=== Task requirements ===
Only the lines holding the string "components" are needed. Copy each one.

================================

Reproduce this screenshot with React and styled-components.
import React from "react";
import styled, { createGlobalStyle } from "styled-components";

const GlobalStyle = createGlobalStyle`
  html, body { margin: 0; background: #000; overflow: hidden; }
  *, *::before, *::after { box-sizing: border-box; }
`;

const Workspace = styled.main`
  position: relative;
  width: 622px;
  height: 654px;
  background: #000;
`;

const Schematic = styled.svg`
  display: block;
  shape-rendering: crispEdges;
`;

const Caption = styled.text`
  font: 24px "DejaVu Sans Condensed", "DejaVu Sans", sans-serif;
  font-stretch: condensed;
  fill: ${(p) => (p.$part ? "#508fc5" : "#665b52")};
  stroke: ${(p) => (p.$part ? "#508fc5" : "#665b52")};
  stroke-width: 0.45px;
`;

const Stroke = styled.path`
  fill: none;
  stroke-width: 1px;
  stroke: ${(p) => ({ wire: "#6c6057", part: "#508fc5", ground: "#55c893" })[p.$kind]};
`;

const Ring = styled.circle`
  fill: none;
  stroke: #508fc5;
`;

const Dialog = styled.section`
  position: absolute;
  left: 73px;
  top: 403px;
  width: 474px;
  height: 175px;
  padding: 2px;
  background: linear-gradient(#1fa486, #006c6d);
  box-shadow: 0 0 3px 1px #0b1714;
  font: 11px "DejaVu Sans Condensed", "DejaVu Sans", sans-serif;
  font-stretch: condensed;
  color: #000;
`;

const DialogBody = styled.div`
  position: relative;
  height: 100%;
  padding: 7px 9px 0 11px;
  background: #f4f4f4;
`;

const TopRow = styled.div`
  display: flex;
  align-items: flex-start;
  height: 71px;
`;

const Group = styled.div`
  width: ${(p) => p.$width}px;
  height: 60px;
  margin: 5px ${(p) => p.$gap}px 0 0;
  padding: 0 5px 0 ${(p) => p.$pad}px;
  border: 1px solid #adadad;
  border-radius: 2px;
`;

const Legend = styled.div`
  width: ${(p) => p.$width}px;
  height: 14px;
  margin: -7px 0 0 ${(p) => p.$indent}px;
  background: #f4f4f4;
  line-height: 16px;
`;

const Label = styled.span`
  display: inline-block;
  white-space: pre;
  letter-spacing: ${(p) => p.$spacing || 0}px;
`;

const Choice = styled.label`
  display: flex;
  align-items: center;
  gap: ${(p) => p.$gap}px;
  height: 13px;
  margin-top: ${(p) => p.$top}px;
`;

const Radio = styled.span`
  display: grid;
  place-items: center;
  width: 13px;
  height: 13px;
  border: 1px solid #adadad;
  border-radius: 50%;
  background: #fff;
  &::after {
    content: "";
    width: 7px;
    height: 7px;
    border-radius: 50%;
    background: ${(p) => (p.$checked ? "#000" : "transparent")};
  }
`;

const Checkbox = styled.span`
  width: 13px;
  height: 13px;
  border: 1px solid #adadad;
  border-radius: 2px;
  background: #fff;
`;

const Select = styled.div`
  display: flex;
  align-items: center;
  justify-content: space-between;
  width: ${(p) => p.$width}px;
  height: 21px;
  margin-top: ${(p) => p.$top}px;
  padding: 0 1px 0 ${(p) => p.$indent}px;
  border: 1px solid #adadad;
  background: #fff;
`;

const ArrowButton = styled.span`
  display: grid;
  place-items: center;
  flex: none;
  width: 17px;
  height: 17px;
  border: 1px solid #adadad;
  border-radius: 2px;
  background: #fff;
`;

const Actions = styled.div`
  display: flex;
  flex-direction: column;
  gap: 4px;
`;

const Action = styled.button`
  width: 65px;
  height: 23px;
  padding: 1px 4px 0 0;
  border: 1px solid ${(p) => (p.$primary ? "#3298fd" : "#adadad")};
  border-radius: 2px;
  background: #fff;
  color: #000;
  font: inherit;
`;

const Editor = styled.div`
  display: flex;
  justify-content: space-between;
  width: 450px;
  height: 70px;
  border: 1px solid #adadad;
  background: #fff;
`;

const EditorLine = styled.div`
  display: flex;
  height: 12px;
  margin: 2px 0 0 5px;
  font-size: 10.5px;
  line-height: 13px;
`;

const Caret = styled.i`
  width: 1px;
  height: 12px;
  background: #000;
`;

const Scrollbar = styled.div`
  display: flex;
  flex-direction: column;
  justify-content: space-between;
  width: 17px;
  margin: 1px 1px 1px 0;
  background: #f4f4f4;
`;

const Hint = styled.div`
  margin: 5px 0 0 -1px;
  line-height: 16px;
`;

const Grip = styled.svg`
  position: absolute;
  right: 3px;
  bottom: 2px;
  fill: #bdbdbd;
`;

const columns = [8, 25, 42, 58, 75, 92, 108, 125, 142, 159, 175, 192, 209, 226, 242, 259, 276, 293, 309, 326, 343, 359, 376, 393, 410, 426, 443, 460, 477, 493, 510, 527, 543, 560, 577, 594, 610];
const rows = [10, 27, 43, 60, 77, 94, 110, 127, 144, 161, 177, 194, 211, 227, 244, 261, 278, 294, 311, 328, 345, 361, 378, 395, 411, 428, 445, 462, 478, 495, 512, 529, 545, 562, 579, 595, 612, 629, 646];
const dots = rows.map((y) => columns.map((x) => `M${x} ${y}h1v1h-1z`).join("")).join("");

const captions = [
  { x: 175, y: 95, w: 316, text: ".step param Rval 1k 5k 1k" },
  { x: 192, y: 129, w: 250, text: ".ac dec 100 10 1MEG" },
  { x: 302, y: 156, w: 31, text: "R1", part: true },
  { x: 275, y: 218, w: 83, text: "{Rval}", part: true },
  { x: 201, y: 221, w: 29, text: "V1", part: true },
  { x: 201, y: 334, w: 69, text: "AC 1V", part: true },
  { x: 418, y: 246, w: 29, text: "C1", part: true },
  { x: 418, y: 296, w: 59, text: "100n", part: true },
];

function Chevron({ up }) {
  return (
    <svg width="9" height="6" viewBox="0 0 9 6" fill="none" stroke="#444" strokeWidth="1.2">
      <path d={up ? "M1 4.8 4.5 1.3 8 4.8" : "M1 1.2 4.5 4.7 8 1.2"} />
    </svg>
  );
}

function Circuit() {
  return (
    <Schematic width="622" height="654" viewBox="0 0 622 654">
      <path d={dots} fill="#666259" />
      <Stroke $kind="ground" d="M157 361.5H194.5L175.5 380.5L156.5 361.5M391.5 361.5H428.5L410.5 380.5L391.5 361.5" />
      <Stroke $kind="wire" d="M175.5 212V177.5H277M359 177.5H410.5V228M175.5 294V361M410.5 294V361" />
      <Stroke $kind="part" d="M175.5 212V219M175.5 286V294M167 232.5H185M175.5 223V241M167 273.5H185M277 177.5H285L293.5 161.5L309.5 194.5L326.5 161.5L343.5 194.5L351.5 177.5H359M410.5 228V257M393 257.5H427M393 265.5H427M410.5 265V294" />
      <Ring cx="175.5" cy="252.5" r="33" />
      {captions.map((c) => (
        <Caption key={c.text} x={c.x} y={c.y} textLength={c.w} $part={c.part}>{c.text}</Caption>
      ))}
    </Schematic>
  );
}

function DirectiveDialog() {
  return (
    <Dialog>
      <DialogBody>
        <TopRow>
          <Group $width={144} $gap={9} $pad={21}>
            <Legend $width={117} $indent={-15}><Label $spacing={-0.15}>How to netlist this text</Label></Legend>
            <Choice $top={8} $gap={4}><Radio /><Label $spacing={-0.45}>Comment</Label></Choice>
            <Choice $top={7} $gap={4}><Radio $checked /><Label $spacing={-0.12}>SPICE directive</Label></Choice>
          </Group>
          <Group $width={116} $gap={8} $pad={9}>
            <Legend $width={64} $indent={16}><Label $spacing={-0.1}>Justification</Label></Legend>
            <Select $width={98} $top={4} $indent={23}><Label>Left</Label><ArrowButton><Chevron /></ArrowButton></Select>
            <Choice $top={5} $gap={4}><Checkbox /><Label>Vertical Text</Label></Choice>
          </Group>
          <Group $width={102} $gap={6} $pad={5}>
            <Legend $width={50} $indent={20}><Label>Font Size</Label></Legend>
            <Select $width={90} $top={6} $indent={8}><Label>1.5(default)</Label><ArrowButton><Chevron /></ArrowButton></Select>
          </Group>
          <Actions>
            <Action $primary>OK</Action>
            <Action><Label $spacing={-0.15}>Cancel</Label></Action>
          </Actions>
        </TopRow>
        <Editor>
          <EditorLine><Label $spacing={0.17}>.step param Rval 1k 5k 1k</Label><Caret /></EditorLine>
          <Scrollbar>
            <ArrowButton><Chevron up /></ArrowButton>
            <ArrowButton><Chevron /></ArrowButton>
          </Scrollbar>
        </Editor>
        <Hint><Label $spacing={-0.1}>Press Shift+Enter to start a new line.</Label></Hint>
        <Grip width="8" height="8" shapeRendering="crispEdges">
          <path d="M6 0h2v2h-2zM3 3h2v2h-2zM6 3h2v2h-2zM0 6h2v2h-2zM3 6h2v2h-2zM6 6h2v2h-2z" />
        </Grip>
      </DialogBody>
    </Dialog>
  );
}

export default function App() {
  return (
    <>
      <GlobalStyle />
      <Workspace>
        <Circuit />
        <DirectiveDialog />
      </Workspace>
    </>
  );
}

================================

=== Result ===
Reproduce this screenshot with React and styled-components.
import styled, { createGlobalStyle } from "styled-components";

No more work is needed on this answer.